ROMA - "L'Aquila muore se continua ad essere lasciata sola. Dopo il terremoto del 6 aprile scorso, le macerie sono ancora a terra, salvo qualche rara eccezione. La gente, ancora costrettaa vivere lontana dalle loro case,è giustamente esasperata. Ormai non si può far più finta di niente". Grido di allarme di un vescovo, Giovanni D'Ercole, in difesa del capoluogo abbruzzese a quasi un anno dal sisma. Ausiliare e vicario generale della diocesi aquilana retta dall'arcivescovo Giuseppe Molinari, D'Ercole è l' "uomo" che il Vaticano ha inviato all'Aquila per affiancare il vescovo locale nella ricostruzione delle chiese distrutte dal terremoto.
Missionario orionino con anni di esperienza maturata in Africa, giornalista - in Vaticano è stato vice direttore della Sala Stampa e capo ufficio in Segreteria di Stato - D'Ercole non disdegna il contatto diretto con fedeli, gente comune, credenti e non credenti.
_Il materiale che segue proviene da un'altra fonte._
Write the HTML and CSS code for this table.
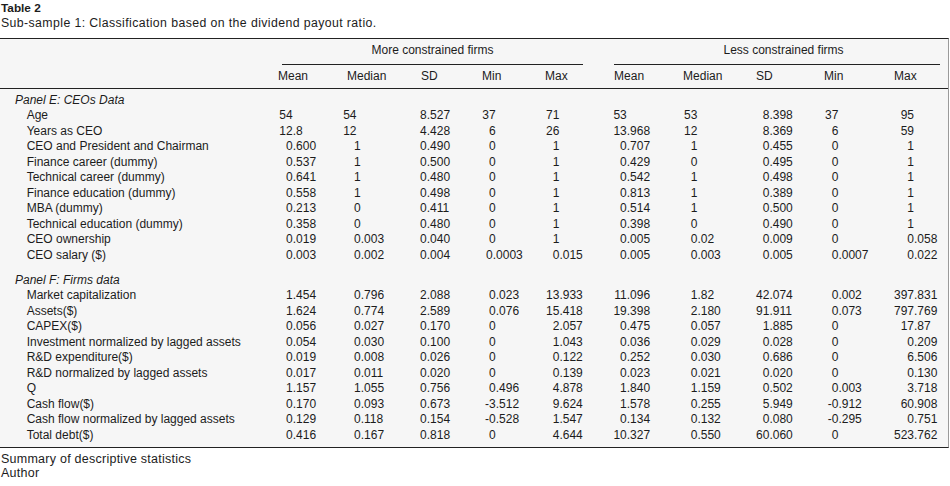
FILE: index.html
```html
<!DOCTYPE html>
<html>
<head>
<meta charset="utf-8">
<link rel="stylesheet" href="styles.css">
</head>
<body>
<div class="caption">
  <div class="title">Table 2</div>
  <div class="sub">Sub-sample 1: Classification based on the dividend payout ratio.</div>
</div>
<table class="stats">
  <colgroup>
    <col class="c-lab"><col class="c1"><col class="c2"><col class="c3"><col class="c4"><col class="c5"><col class="c-gap"><col class="c6"><col class="c7"><col class="c8"><col class="c9"><col class="c10">
  </colgroup>
  <thead>
    <tr class="groups">
      <th></th>
      <th colspan="5" class="grp"><div class="grp-rule">More constrained firms</div></th>
      <th></th>
      <th colspan="5" class="grp grp-r"><div class="grp-rule">Less constrained firms</div></th>
    </tr>
    <tr class="heads">
      <th></th><th>Mean</th><th>Median</th><th>SD</th><th>Min</th><th>Max</th><th></th><th>Mean</th><th>Median</th><th>SD</th><th>Min</th><th>Max</th>
    </tr>
  </thead>
  <tbody>
    <tr class="panel first"><td class="pan" colspan="12">Panel E: CEOs Data</td></tr>
    <tr><td class="lab">Age</td><td><span class="i">54</span></td><td><span class="i n4">54</span></td><td><span class="i">8</span>.527</td><td><span class="i">37</span></td><td><span class="i">71</span></td><td></td><td><span class="i">53</span></td><td><span class="i">53</span></td><td><span class="i">8</span>.398</td><td><span class="i">37</span></td><td><span class="i">95</span></td></tr>
    <tr><td class="lab">Years as CEO</td><td><span class="i">12</span>.8</td><td><span class="i n4">12</span></td><td><span class="i">4</span>.428</td><td><span class="i">6</span></td><td><span class="i">26</span></td><td></td><td><span class="i">13</span>.968</td><td><span class="i">12</span></td><td><span class="i">8</span>.369</td><td><span class="i">6</span></td><td><span class="i">59</span></td></tr>
    <tr><td class="lab">CEO and President and Chairman</td><td><span class="i">0</span>.600</td><td><span class="i">1</span></td><td><span class="i">0</span>.490</td><td><span class="i">0</span></td><td><span class="i">1</span></td><td></td><td><span class="i">0</span>.707</td><td><span class="i">1</span></td><td><span class="i">0</span>.455</td><td><span class="i">0</span></td><td><span class="i">1</span></td></tr>
    <tr><td class="lab">Finance career (dummy)</td><td><span class="i">0</span>.537</td><td><span class="i">1</span></td><td><span class="i">0</span>.500</td><td><span class="i">0</span></td><td><span class="i">1</span></td><td></td><td><span class="i">0</span>.429</td><td><span class="i">0</span></td><td><span class="i">0</span>.495</td><td><span class="i">0</span></td><td><span class="i">1</span></td></tr>
    <tr><td class="lab">Technical career (dummy)</td><td><span class="i">0</span>.641</td><td><span class="i">1</span></td><td><span class="i">0</span>.480</td><td><span class="i">0</span></td><td><span class="i">1</span></td><td></td><td><span class="i">0</span>.542</td><td><span class="i">1</span></td><td><span class="i">0</span>.498</td><td><span class="i">0</span></td><td><span class="i">1</span></td></tr>
    <tr><td class="lab">Finance education (dummy)</td><td><span class="i">0</span>.558</td><td><span class="i">1</span></td><td><span class="i">0</span>.498</td><td><span class="i">0</span></td><td><span class="i">1</span></td><td></td><td><span class="i">0</span>.813</td><td><span class="i">1</span></td><td><span class="i">0</span>.389</td><td><span class="i">0</span></td><td><span class="i">1</span></td></tr>
    <tr><td class="lab">MBA (dummy)</td><td><span class="i">0</span>.213</td><td><span class="i">0</span></td><td><span class="i">0</span>.411</td><td><span class="i">0</span></td><td><span class="i">1</span></td><td></td><td><span class="i">0</span>.514</td><td><span class="i">1</span></td><td><span class="i">0</span>.500</td><td><span class="i">0</span></td><td><span class="i">1</span></td></tr>
    <tr><td class="lab">Technical education (dummy)</td><td><span class="i">0</span>.358</td><td><span class="i">0</span></td><td><span class="i">0</span>.480</td><td><span class="i">0</span></td><td><span class="i">1</span></td><td></td><td><span class="i">0</span>.398</td><td><span class="i">0</span></td><td><span class="i">0</span>.490</td><td><span class="i">0</span></td><td><span class="i">1</span></td></tr>
    <tr><td class="lab">CEO ownership</td><td><span class="i">0</span>.019</td><td><span class="i">0</span>.003</td><td><span class="i">0</span>.040</td><td><span class="i">0</span></td><td><span class="i">1</span></td><td></td><td><span class="i">0</span>.005</td><td><span class="i">0</span>.02</td><td><span class="i">0</span>.009</td><td><span class="i">0</span></td><td><span class="i">0</span>.058</td></tr>
    <tr><td class="lab">CEO salary ($)</td><td><span class="i">0</span>.003</td><td><span class="i">0</span>.002</td><td><span class="i">0</span>.004</td><td><span class="i n3">0</span>.0003</td><td><span class="i">0</span>.015</td><td></td><td><span class="i">0</span>.005</td><td><span class="i">0</span>.003</td><td><span class="i">0</span>.005</td><td><span class="i">0</span>.0007</td><td><span class="i">0</span>.022</td></tr>
    <tr class="panel second"><td class="pan" colspan="12">Panel F: Firms data</td></tr>
    <tr><td class="lab">Market capitalization</td><td><span class="i">1</span>.454</td><td><span class="i">0</span>.796</td><td><span class="i">2</span>.088</td><td><span class="i">0</span>.023</td><td><span class="i">13</span>.933</td><td></td><td><span class="i">11</span>.096</td><td><span class="i">1</span>.82</td><td><span class="i">42</span>.074</td><td><span class="i">0</span>.002</td><td><span class="i">397</span>.831</td></tr>
    <tr><td class="lab">Assets($)</td><td><span class="i">1</span>.624</td><td><span class="i">0</span>.774</td><td><span class="i">2</span>.589</td><td><span class="i">0</span>.076</td><td><span class="i">15</span>.418</td><td></td><td><span class="i">19</span>.398</td><td><span class="i">2</span>.180</td><td><span class="i">91</span>.911</td><td><span class="i">0</span>.073</td><td><span class="i">797</span>.769</td></tr>
    <tr><td class="lab">CAPEX($)</td><td><span class="i">0</span>.056</td><td><span class="i">0</span>.027</td><td><span class="i">0</span>.170</td><td><span class="i">0</span></td><td><span class="i">2</span>.057</td><td></td><td><span class="i">0</span>.475</td><td><span class="i">0</span>.057</td><td><span class="i">1</span>.885</td><td><span class="i">0</span></td><td><span class="i">17</span>.87</td></tr>
    <tr><td class="lab">Investment normalized by lagged assets</td><td><span class="i">0</span>.054</td><td><span class="i">0</span>.030</td><td><span class="i">0</span>.100</td><td><span class="i">0</span></td><td><span class="i">1</span>.043</td><td></td><td><span class="i">0</span>.036</td><td><span class="i">0</span>.029</td><td><span class="i">0</span>.028</td><td><span class="i">0</span></td><td><span class="i">0</span>.209</td></tr>
    <tr><td class="lab">R&amp;D expenditure($)</td><td><span class="i">0</span>.019</td><td><span class="i">0</span>.008</td><td><span class="i">0</span>.026</td><td><span class="i">0</span></td><td><span class="i">0</span>.122</td><td></td><td><span class="i">0</span>.252</td><td><span class="i">0</span>.030</td><td><span class="i">0</span>.686</td><td><span class="i">0</span></td><td><span class="i">6</span>.506</td></tr>
    <tr><td class="lab">R&amp;D normalized by lagged assets</td><td><span class="i">0</span>.017</td><td><span class="i">0</span>.011</td><td><span class="i">0</span>.020</td><td><span class="i">0</span></td><td><span class="i">0</span>.139</td><td></td><td><span class="i">0</span>.023</td><td><span class="i">0</span>.021</td><td><span class="i">0</span>.020</td><td><span class="i">0</span></td><td><span class="i">0</span>.130</td></tr>
    <tr><td class="lab">Q</td><td><span class="i">1</span>.157</td><td><span class="i">1</span>.055</td><td><span class="i">0</span>.756</td><td><span class="i">0</span>.496</td><td><span class="i">4</span>.878</td><td></td><td><span class="i">1</span>.840</td><td><span class="i">1</span>.159</td><td><span class="i">0</span>.502</td><td><span class="i">0</span>.003</td><td><span class="i">3</span>.718</td></tr>
    <tr><td class="lab">Cash flow($)</td><td><span class="i">0</span>.170</td><td><span class="i">0</span>.093</td><td><span class="i">0</span>.673</td><td><span class="i">-3</span>.512</td><td><span class="i">9</span>.624</td><td></td><td><span class="i">1</span>.578</td><td><span class="i">0</span>.255</td><td><span class="i">5</span>.949</td><td><span class="i">-0</span>.912</td><td><span class="i">60</span>.908</td></tr>
    <tr><td class="lab">Cash flow normalized by lagged assets</td><td><span class="i">0</span>.129</td><td><span class="i">0</span>.118</td><td><span class="i">0</span>.154</td><td><span class="i">-0</span>.528</td><td><span class="i">1</span>.547</td><td></td><td><span class="i">0</span>.134</td><td><span class="i">0</span>.132</td><td><span class="i">0</span>.080</td><td><span class="i">-0</span>.295</td><td><span class="i">0</span>.751</td></tr>
    <tr class="last"><td class="lab">Total debt($)</td><td><span class="i">0</span>.416</td><td><span class="i">0</span>.167</td><td><span class="i">0</span>.818</td><td><span class="i">0</span></td><td><span class="i">4</span>.644</td><td></td><td><span class="i">10</span>.327</td><td><span class="i">0</span>.550</td><td><span class="i">60</span>.060</td><td><span class="i">0</span></td><td><span class="i">523</span>.762</td></tr>
  </tbody>
</table>
<div class="footer">
  <div>Summary of descriptive statistics</div>
  <div>Author</div>
</div>
</body>
</html>
```
FILE: styles.css
```css
body {
  margin: 0;
  background: #fff;
  color: #1c1c1c;
  font-family: "Liberation Sans", Arial, sans-serif;
  font-size: 12px;
}

.caption {
  padding: 1px 0 0 1px;
  line-height: 14.7px;
}
.caption .title {
  font-weight: bold;
  font-size: 11.8px;
}
.caption .sub {
  font-size: 12.3px;
  letter-spacing: 0.4px;
}

.stats {
  margin-top: 7.6px;
  width: 949px;
  table-layout: fixed;
  border-collapse: separate;
  border-spacing: 0;
  background: #f6f6f6;
  border-top: 1px solid #222;
  border-bottom: 1px solid #222;
  border-right: 1px solid #9a9a9a;
  line-height: 15.5px;
}

.c-lab { width: 278px; }
.c1 { width: 69px; }
.c2 { width: 74px; }
.c3 { width: 61px; }
.c4 { width: 63px; }
.c5 { width: 38px; }
.c-gap { width: 31px; }
.c6 { width: 69px; }
.c7 { width: 73px; }
.c8 { width: 68px; }
.c9 { width: 70px; }
.c10 { width: 54px; }

.stats th,
.stats td {
  padding: 0;
  font-weight: normal;
  text-align: left;
  white-space: nowrap;
  vertical-align: top;
}

.stats .groups th {
  padding-top: 3.5px;
  line-height: 15px;
}
.stats .groups .grp {
  text-align: center;
  padding-left: 4px;
}
.stats .groups .grp-r {
  padding-left: 13px;
}
.grp-rule {
  padding-bottom: 6.5px;
  border-bottom: 1px solid #222;
}
.stats .groups .grp-r .grp-rule {
  margin-right: 8px;
  margin-left: -13px;
  padding-left: 13px;
}

.stats .heads th {
  padding: 3.5px 0 4.5px;
  line-height: 15px;
  border-bottom: 1px solid #222;
}

.stats .panel .pan {
  padding-left: 15px;
  font-style: italic;
}
.stats .panel.first .pan { padding-top: 3.5px; }
.stats .panel.second .pan { padding-top: 9.5px; }

.stats .lab { padding-left: 26.7px; }

.stats .last td { padding-bottom: 4px; }

.i {
  display: inline-block;
  width: 40px;
  text-align: right;
}
td:nth-child(2) .i { margin-left: -25.3px; }
td:nth-child(3) .i { margin-left: -26.3px; }
td:nth-child(4) .i { margin-left: -34.3px; }
td:nth-child(5) .i { margin-left: -26.3px; }
td:nth-child(6) .i { margin-left: -25.6px; }
td:nth-child(8) .i { margin-left: -27.3px; }
td:nth-child(9) .i { margin-left: -25.6px; }
td:nth-child(10) .i { margin-left: -26.6px; }
td:nth-child(11) .i { margin-left: -25.6px; }
td:nth-child(12) .i { margin-left: -20px; }
td:nth-child(3) .i.n4 { margin-left: -30.5px; }
td:nth-child(5) .i.n3 { margin-left: -29.3px; }

.footer {
  margin-top: 3.8px;
  padding-left: 1px;
  font-size: 12.5px;
  line-height: 14px;
  letter-spacing: 0.25px;
}
```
Come ha già dimostrato all'Aquila, dove anche oggi sarà nuovamente accanto al "popolo delle carriole" che tornerà a protestare per le macerie che ancora ostacolano il centro storico. "Sarò ancora accanto ai miei concittadini - confida il vescovo - per dare una mano, ma anche per cercare di non far calare il silenzio sui tanti problemi che ancora gravano sulla città".
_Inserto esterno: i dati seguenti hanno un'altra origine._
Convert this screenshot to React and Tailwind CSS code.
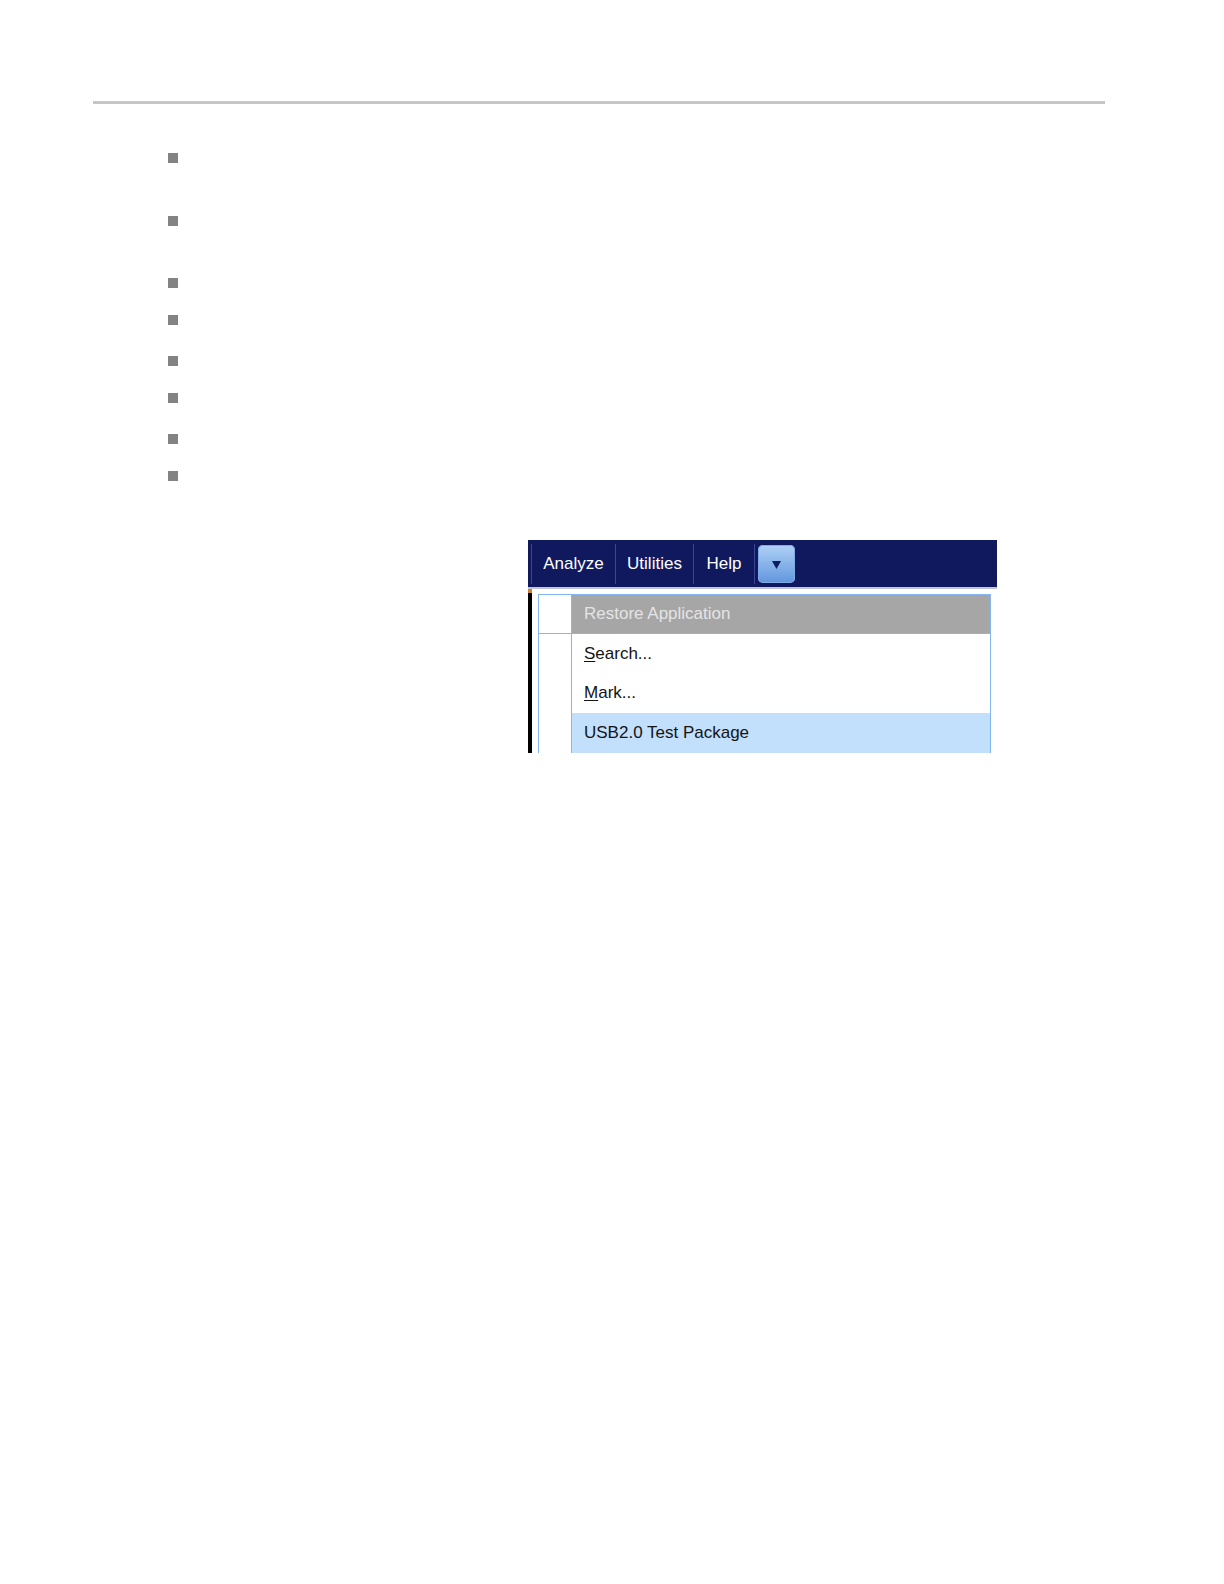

Monsignor Giovanni D'Ercole, anche oggi, quindi, lei torna ad unirsi a chi protesta all'Aquila?
"Più che protestare, con questa iniziativa del popolo delle carriole la gente esprime la sua voglia di partecipazione, per cercare di attirare l'attenzione sulle grandi attese della città ancora costretta in ginocchio dalle ferite del terremoto. Qui la popolazione ha voglia di ricostruzione e sgomberare il centro storico dalle macerie è il primo importante passo".
Eppure, domenica scorsa lei è stato oggetto di fischi e di proteste. Come mai? "Quella contestazione è stata un grido di allarme e di amore, rivolto non tanto alla mia persona, ma alle istituzioni. Qualcuno si è fatto sentire forse spinto anche dal timore che anche la Chiesa potesse dimenticare le sofferenze degli aquilani. Ebbene, io come vescovo ho fatto mio quel grido di dolore e starò sempre vicino alla mia gente. Anche quando si lamenta ad alta voce".
Ma, in concreto, cosa chiede il popolo delle carriole?
"Vuole la sua città così come era prima, ma sembra un sogno che sta morendo giorno dopo giorno. Non voglio dire che non sia stato fatto niente dopo il 6 aprile 2009. In verità, per l'emergenza è stato fatto tanto. Ma per la ricostruzione quasi niente. Anzi, sembra che tutto si sia fermato. La gente è stata messa in 21 newtown prefabbricate, ma delle case da ricostruire nessuno parla. Certo, le tende non ci sono più. Ma non ci sono nemmeno le case e la popolazione vive sradicata, in aree periferiche, prive di servizi, con nuclei familiari divisi, lontani dagli affetti e dagli originari agglomerati abitativi. Mentre ancora 20 mila persone vivono negli alberghi. In giro c'è tanta sofferenza e tanto timore che, dopo l'emergenza, tutto venga gettato nel dimenticatoio. Ecco perché la popolazione vuole tornare a riappropriarsi della ricostruzione e del rilancio dell'intera città. Come vescovo non posso non essere preoccupato anche per la vita della Chiesa aquilana, per la mancanza di oratori e di luoghi di aggregazione. Anche se qualche segnale positivo non è mancato, come il restauro della chiesa di S.Biagio in Amiterno riaperta il 15 marzo scorso. Ma l'Aquila deve risorgere. Completamente".